Nevertheless, regardless of how morally repulsive open markets for transplantable organs seem to me, we as a society stare at a massive imbalance between the demand and supply for healthy organs, which is a classic economic problem of scarcity. The scarcity is so great that direct “compensation schemes” to donors (few dare call them markets) are being actively debated (see the article by Wellington and Whitmire in the most recent Contemporary Economic Problems).
But I don’t want to get into the organ markets debate here (so please, no comments on organ markets). Instead, I would like to highlight two programs that can address some of the gains from alleviating that scarcity without being markets in the traditional sense. One of these was developed with the explicit and active participation of some excellent economists. The other is an illustration of new forms of community springing from the internet. While I believe that each of these institutions ought to pass most Christians moral evaluation, the biggest contributions that Christians can make is to make sure that their organs are available for transplant.
The first program is the New England Program for Kidney Exchange. Kidney exchange addresses situations in which a kidney patient has a willing live donor, but they are not appropriate biological matches. The kidney exchange program uses algorithms to search for another donor/recipient pair with the opposite incompatibility. The NEPKE operates within the favor of the medical community, and their
webpage can be viewed here. An interesting feature is the intensive role that economists at Harvard University have played in developing the exchange processes. Scroll down Al Roth’s
webpage to find an extensive discussion of how economics played a major role in this project.
Another program has been more controversial. Sally Satel, a national columnist, has herself been through major kidney disease, and has publicized the efforts of a grass root community called matchingdonors.com (one of her articles in National Review is
here). An interesting difference is that matching donors has elicited objections from within the medical community.

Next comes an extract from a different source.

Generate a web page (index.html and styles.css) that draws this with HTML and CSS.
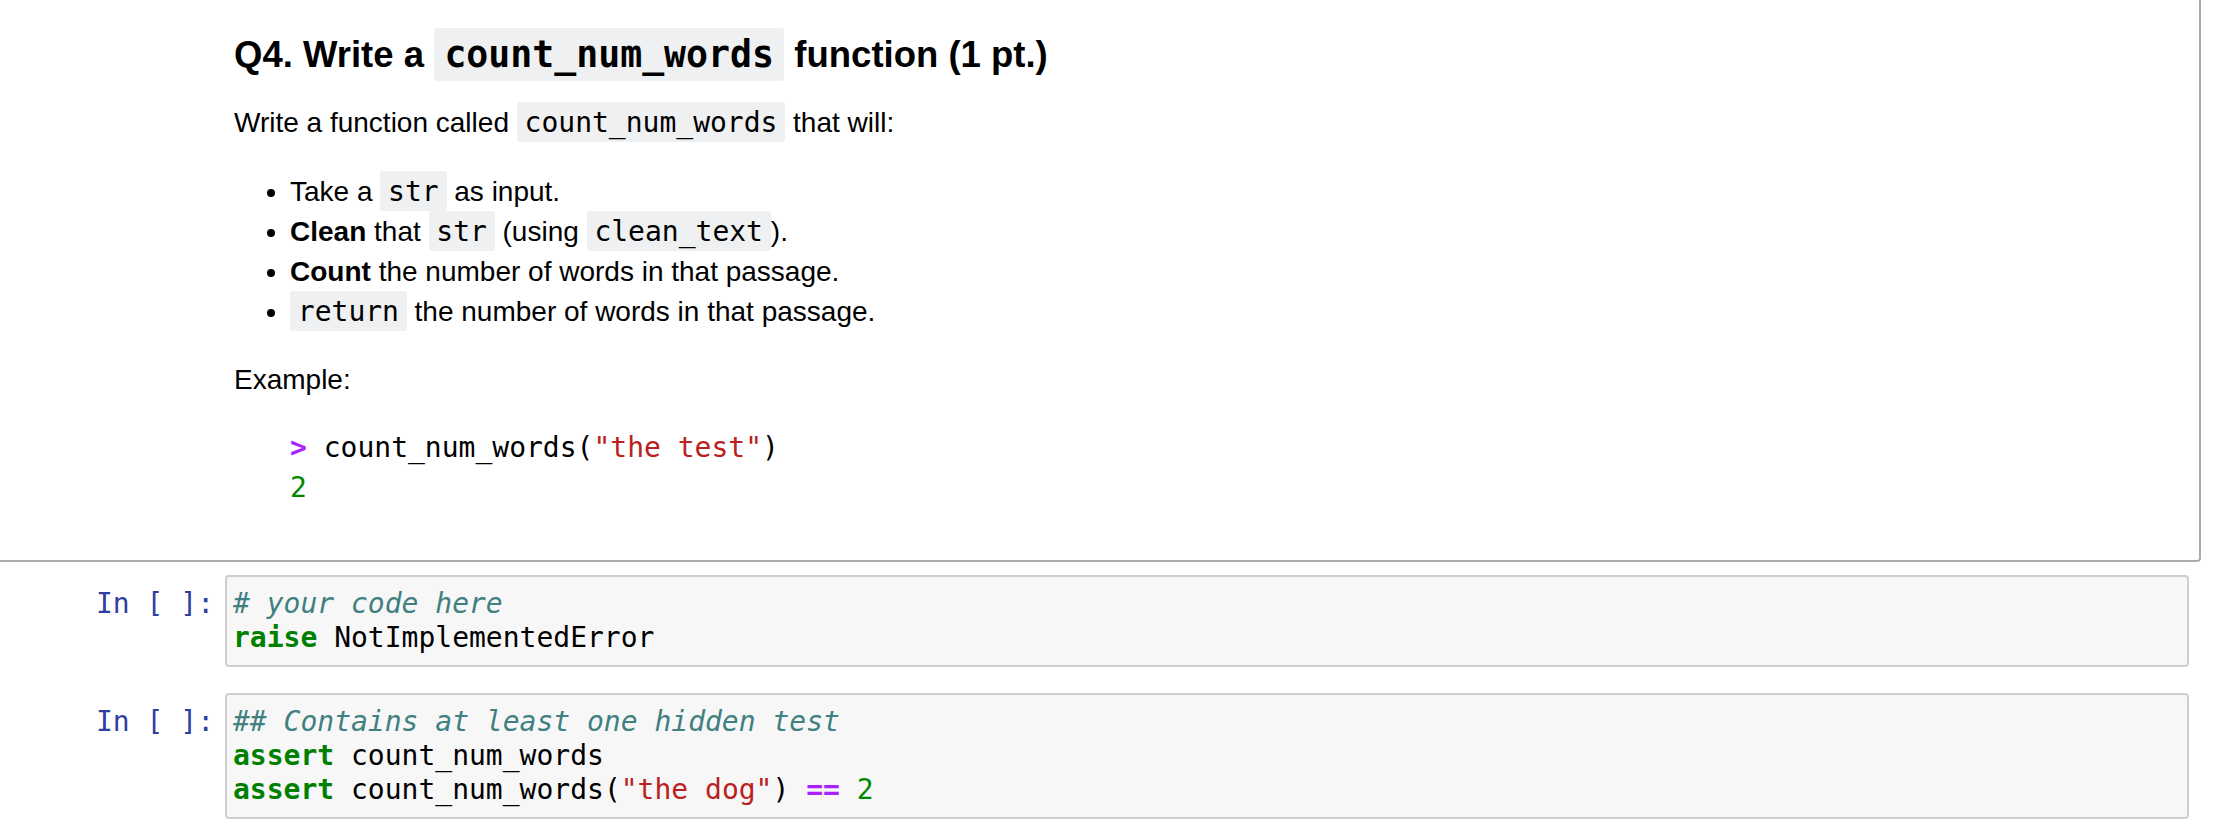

I find it hard to see how a Christian could have problems either with NEPKE or with matchingdonors.com . In fact, the medical professionals’ objections to matchingdonors.com trouble me a lot. In our book, Doug and I talk about how one of the results of modernity has been to migrate acts of compassion from face to face relationships to more centralized institutions such as the government, insurance companies, and large organizations. We argue that this makes face to face compassion in all areas less culturally plausible. This would certainly seem to be a perfect example. If person X voluntarily, as an act of great compassion, agrees to donate a kidney to person Y, Sally Satel offers a list of arguments as to why that gift is moral and fair. I would go further and say that would seem to me to be an ultimate gift of love that our society should be encouraging. If a particular surgeon is offended, then refusing to participate in the surgery is his
private prerogative.
I should also point out that I have seen, without having saved the links, churches using their web pages to seek organ donors for members of their congregation.

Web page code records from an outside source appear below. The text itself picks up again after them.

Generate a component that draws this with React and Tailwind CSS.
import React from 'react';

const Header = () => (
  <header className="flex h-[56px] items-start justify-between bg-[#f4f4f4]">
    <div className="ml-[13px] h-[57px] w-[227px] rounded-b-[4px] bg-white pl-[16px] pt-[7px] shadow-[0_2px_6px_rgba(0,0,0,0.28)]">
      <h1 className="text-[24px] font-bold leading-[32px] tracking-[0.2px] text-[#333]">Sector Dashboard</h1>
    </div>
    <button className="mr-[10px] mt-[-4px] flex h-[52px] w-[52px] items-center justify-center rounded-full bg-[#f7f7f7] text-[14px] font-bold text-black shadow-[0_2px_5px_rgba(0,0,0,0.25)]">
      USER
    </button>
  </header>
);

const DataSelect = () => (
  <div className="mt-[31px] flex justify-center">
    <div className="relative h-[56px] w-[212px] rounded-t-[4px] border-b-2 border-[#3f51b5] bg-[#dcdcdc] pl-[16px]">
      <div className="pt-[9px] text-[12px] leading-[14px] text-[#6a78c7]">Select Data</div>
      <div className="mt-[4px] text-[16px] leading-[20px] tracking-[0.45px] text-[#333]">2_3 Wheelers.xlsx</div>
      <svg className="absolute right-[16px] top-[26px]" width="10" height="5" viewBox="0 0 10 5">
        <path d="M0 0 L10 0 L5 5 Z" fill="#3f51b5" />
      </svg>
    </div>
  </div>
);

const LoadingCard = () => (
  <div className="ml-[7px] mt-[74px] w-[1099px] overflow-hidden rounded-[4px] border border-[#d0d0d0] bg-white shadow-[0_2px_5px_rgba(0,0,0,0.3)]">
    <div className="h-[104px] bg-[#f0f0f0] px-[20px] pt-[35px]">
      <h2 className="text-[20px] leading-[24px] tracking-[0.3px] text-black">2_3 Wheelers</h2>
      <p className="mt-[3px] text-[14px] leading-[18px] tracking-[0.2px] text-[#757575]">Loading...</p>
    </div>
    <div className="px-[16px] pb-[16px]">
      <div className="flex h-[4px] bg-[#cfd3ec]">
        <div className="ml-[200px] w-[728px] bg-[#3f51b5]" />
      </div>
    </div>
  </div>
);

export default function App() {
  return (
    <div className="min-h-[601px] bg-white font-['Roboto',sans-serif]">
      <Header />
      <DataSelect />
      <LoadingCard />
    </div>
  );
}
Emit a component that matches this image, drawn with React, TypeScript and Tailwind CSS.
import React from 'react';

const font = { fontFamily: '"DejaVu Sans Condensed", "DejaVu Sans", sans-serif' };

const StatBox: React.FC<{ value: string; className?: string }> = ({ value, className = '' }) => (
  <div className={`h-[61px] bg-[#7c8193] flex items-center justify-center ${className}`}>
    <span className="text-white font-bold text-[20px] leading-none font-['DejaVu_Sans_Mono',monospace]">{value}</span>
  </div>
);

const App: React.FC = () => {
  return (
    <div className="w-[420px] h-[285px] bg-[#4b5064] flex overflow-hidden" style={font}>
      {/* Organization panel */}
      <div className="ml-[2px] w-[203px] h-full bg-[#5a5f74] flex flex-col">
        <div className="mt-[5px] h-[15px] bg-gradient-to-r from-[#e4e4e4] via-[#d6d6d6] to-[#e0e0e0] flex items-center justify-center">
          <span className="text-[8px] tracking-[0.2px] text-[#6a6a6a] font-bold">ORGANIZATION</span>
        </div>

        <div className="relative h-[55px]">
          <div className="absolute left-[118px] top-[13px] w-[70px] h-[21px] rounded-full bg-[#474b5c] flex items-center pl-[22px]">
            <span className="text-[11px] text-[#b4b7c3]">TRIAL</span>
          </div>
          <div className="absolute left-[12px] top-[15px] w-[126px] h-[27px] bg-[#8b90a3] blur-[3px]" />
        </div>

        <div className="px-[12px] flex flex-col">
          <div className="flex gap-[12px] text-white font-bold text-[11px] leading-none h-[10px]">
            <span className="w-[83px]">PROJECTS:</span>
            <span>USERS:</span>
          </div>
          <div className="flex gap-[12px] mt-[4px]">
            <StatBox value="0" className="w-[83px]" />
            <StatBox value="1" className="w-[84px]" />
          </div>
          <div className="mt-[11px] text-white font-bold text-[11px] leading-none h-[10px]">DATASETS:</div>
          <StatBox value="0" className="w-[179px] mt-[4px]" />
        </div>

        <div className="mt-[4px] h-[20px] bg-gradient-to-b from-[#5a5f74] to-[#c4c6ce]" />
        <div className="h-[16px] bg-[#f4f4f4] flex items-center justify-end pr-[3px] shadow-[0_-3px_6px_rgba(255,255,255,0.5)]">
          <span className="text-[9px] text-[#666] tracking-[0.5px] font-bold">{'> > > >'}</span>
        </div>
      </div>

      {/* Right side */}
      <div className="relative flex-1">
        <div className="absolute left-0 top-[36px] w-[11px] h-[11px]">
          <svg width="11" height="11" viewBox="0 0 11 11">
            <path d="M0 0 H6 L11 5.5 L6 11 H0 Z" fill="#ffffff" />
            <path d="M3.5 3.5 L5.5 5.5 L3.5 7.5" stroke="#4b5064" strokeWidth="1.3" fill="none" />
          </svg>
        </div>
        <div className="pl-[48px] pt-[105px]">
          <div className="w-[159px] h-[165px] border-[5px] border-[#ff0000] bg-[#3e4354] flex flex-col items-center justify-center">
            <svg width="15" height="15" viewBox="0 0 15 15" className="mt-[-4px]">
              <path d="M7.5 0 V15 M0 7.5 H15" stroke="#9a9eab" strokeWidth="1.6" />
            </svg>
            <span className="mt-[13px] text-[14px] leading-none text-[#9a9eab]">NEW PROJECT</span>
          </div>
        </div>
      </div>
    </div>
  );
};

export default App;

To some extent, I can see the side of the story objecting to these communities. If we, as Christians, are willing to donate a kidney to an unknown person on a webpage, why shouldn’t we be willing to donate it to the anonymous person highest on the established kidney donor list? That’s an important question that I’d like to see some comments on from readers. But, if Satel’s account is correct and there have been attempts to actively dissuade others from cooperating with the community lists, then this is a perfect example of the “Big Government/ Big Institutions Know Best” attitude about compassion that is typical of modernity. And it is another example in which the decentralization and dissemination of information on the internet is a threat to monolithic modern institutions.

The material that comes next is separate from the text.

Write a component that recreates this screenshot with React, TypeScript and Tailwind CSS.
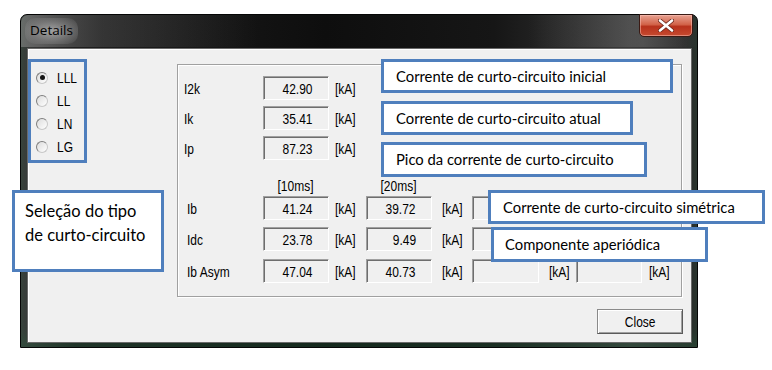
import React from "react";

const dlgFont = {
  fontFamily: "'Liberation Sans', Arial, sans-serif",
};

function N({ children, o = "origin-left" }: { children: React.ReactNode; o?: string }) {
  return <span className={`inline-block ${o} scale-x-[0.8] whitespace-nowrap`}>{children}</span>;
}

function Box({ v, w = "w-[66px]" }: { v?: string; w?: string }) {
  return (
    <div
      className={`${w} h-[24px] shrink-0 flex items-center justify-end pr-[15px] bg-[#f0f0f0] border border-t-[#a0a0a0] border-l-[#a0a0a0] border-r-[#ffffff] border-b-[#ffffff] shadow-[inset_1px_1px_0_#6e6e6e] text-[15px] leading-none text-black`}
    >
      {v && <N o="origin-right">{v}</N>}
    </div>
  );
}

function KA({ cls, hide }: { cls: string; hide?: boolean }) {
  return (
    <div className={`${cls} shrink-0 text-[15px] leading-none text-black ${hide ? "invisible" : ""}`}>
      <N>[kA]</N>
    </div>
  );
}

function Radio({ label, on }: { label: string; on?: boolean }) {
  return (
    <div className="h-[23px] flex items-center gap-[9px] pl-[5px]">
      <div className="w-[12px] h-[12px] rounded-full border border-[#7e7e7e] border-r-[#c8c8c8] border-b-[#c8c8c8] bg-gradient-to-br from-[#dcdcdc] to-[#ffffff] flex items-center justify-center">
        {on && <div className="w-[5px] h-[5px] rounded-full bg-[#151515]" />}
      </div>
      <span className="text-[15px] leading-none text-black">
        <N>{label}</N>
      </span>
    </div>
  );
}

function Callout({ cls, children }: { cls: string; children: React.ReactNode }) {
  return (
    <div
      className={`absolute bg-white border-[3px] border-[#4f7fbd] text-black ${cls}`}
      style={{ fontFamily: "Lato, 'Open Sans', sans-serif" }}
    >
      {children}
    </div>
  );
}

export default function App() {
  return (
    <div className="relative w-[772px] h-[370px] bg-white overflow-hidden pl-[20px] pt-[14px]">
      {/* Window */}
      <div className="w-[678px] h-[334px] flex flex-col rounded-t-[7px] border border-[#050505] bg-[linear-gradient(90deg,#3c3c3c_0%,#1e1e1e_8%,#0e0e0e_45%,#161616_70%,#3a3a3a_90%,#2a2a2a_100%)] shadow-[inset_0_-10px_14px_rgba(40,110,70,0.35)]">
        {/* Title bar */}
        <div className="h-[32px] flex items-start justify-between bg-[linear-gradient(90deg,rgba(150,150,150,0.5)_0%,rgba(110,110,110,0.3)_12%,rgba(0,0,0,0)_35%,rgba(0,0,0,0)_75%,rgba(140,140,140,0.3)_92%,rgba(0,0,0,0)_100%)] rounded-t-[7px]">
          <div className="ml-[4px] mt-[3px] px-[5px] py-[6px] rounded-[10px] bg-[radial-gradient(ellipse_at_center,rgba(175,175,175,0.85)_0%,rgba(140,140,140,0.5)_55%,rgba(0,0,0,0)_100%)]">
            <div
              className="text-[13.5px] leading-none text-black"
              style={{ fontFamily: "'Open Sans', 'Noto Sans', sans-serif" }}
            >
              Details
            </div>
          </div>
          <div className="mr-[4px] w-[54px] h-[23px] -mt-[1px] rounded-b-[5px] border border-[#3a1a14] bg-[linear-gradient(180deg,#e8a292_0%,#d2644a_45%,#b8321c_55%,#c54a30_100%)] flex items-center justify-center shadow-[inset_0_0_0_1px_rgba(255,200,190,0.5)]">
            <svg width="16" height="13" viewBox="0 0 16 13">
              <path d="M2 1.5 L14 11.5 M14 1.5 L2 11.5" stroke="#6b2418" strokeWidth="4.2" strokeLinecap="round" />
              <path d="M2 1.5 L14 11.5 M14 1.5 L2 11.5" stroke="#ffffff" strokeWidth="2.6" strokeLinecap="round" />
            </svg>
          </div>
        </div>

        {/* Client area */}
        <div
          className="ml-[6px] mr-[5px] mt-[1px] h-[295px] bg-[#f0f0f0] border border-[#6a6a6a] shadow-[inset_1px_1px_0_#ffffff] flex flex-col"
          style={dlgFont}
        >
          <div className="flex items-start">
            {/* Radio group */}
            <div className="ml-[0px] mt-[10px] w-[59px] h-[104px] border-[3px] border-[#4f7fbd] pt-[4px] shrink-0">
              <Radio label="LLL" on />
              <Radio label="LL" />
              <Radio label="LN" />
              <Radio label="LG" />
            </div>

            {/* Group box */}
            <div className="ml-[90px] mt-[15px] w-[505px] h-[233px] border border-[#a0a0a0] shadow-[inset_1px_1px_0_#ffffff,1px_1px_0_#ffffff] pt-[11px] shrink-0">
              {[
                ["I2k", "42.90"],
                ["Ik", "35.41"],
                ["Ip", "87.23"],
              ].map(([l, v], i) => (
                <div key={l} className={`flex items-center ${i > 0 ? "mt-[6px]" : ""}`}>
                  <div className="w-[85px] pl-[6px] shrink-0 text-[15px] leading-none text-black">
                    <N>{l}</N>
                  </div>
                  <Box v={v} />
                  <KA cls="pl-[6px]" />
                </div>
              ))}

              <div className="flex items-center mt-[18px] h-[14px] text-[15px] leading-none text-black">
                <div className="w-[85px] shrink-0" />
                <div className="w-[66px] text-center shrink-0">
                  <N o="origin-center">[10ms]</N>
                </div>
                <div className="w-[37px] shrink-0" />
                <div className="w-[66px] text-center shrink-0">
                  <N o="origin-center">[20ms]</N>
                </div>
              </div>

              {[
                ["Ib", "41.24", "39.72", "mt-[4px]", true],
                ["Idc", "23.78", "9.49", "mt-[7px]", true],
                ["Ib Asym", "47.04", "40.73", "mt-[8px]", false],
              ].map(([l, a, b, m, covered]) => (
                <div key={l as string} className={`flex items-center ${m}`}>
                  <div className="w-[85px] pl-[9px] shrink-0 text-[15px] leading-none text-black">
                    <N>{l}</N>
                  </div>
                  <Box v={a as string} />
                  <KA cls="w-[37px] pl-[6px]" />
                  <Box v={b as string} />
                  <KA cls="w-[40px] pl-[10px]" />
                  <Box w="w-[67px]" />
                  <KA cls="w-[37px] pl-[10px]" hide={covered as boolean} />
                  <Box />
                  <KA cls="pl-[7px]" hide={covered as boolean} />
                </div>
              ))}
            </div>
          </div>

          {/* Close button */}
          <div className="flex justify-end mt-[12px] mr-[8px]">
            <div className="w-[86px] h-[25px] border border-[#5a5a5a] border-t-[#8a8a8a] border-l-[#8a8a8a] shadow-[inset_1px_1px_0_#ffffff,inset_-1px_-1px_0_#a0a0a0] bg-[#f0f0f0] flex items-center justify-center text-[15px] leading-none text-black">
              <N o="origin-center">Close</N>
            </div>
          </div>
        </div>
      </div>

      {/* Annotation callouts */}
      <Callout cls="left-[381px] top-[59px] w-[292px] h-[34px] pl-[12px] flex items-center text-[14.8px]">
        Corrente de curto-circuito inicial
      </Callout>
      <Callout cls="left-[381px] top-[101px] w-[252px] h-[34px] pl-[12px] flex items-center text-[14.8px]">
        Corrente de curto-circuito atual
      </Callout>
      <Callout cls="left-[381px] top-[142px] w-[266px] h-[35px] pl-[12px] flex items-center text-[14.8px]">
        Pico da corrente de curto-circuito
      </Callout>
      <Callout cls="left-[488px] top-[190px] w-[277px] h-[34px] pl-[12px] flex items-center text-[14.8px]">
        Corrente de curto-circuito simétrica
      </Callout>
      <Callout cls="left-[491px] top-[227px] w-[217px] h-[35px] pl-[11px] flex items-center text-[14.8px]">
        Componente aperiódica
      </Callout>
      <Callout cls="left-[12px] top-[190px] w-[152px] h-[82px] pl-[10px] pt-[6px] leading-[24px] text-[16.5px]">
        <div>Seleção do tipo</div>
        <div>de curto-circuito</div>
      </Callout>
    </div>
  );
}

This is a springboard to another discussion, which is the following: if a cultural neophyte came to American, could he determine whether universities or hospitals or retirement homes with the words Presbyterian or Methodist or Saint or Luther, etc. in the names could be in any way distinguished from their fully government-funded counterparts? I hope to explore this question, especially with regards to universities, in a future post. In the meantime, I just double checked to make sure that I am listed as an organ donor on my driver’s license.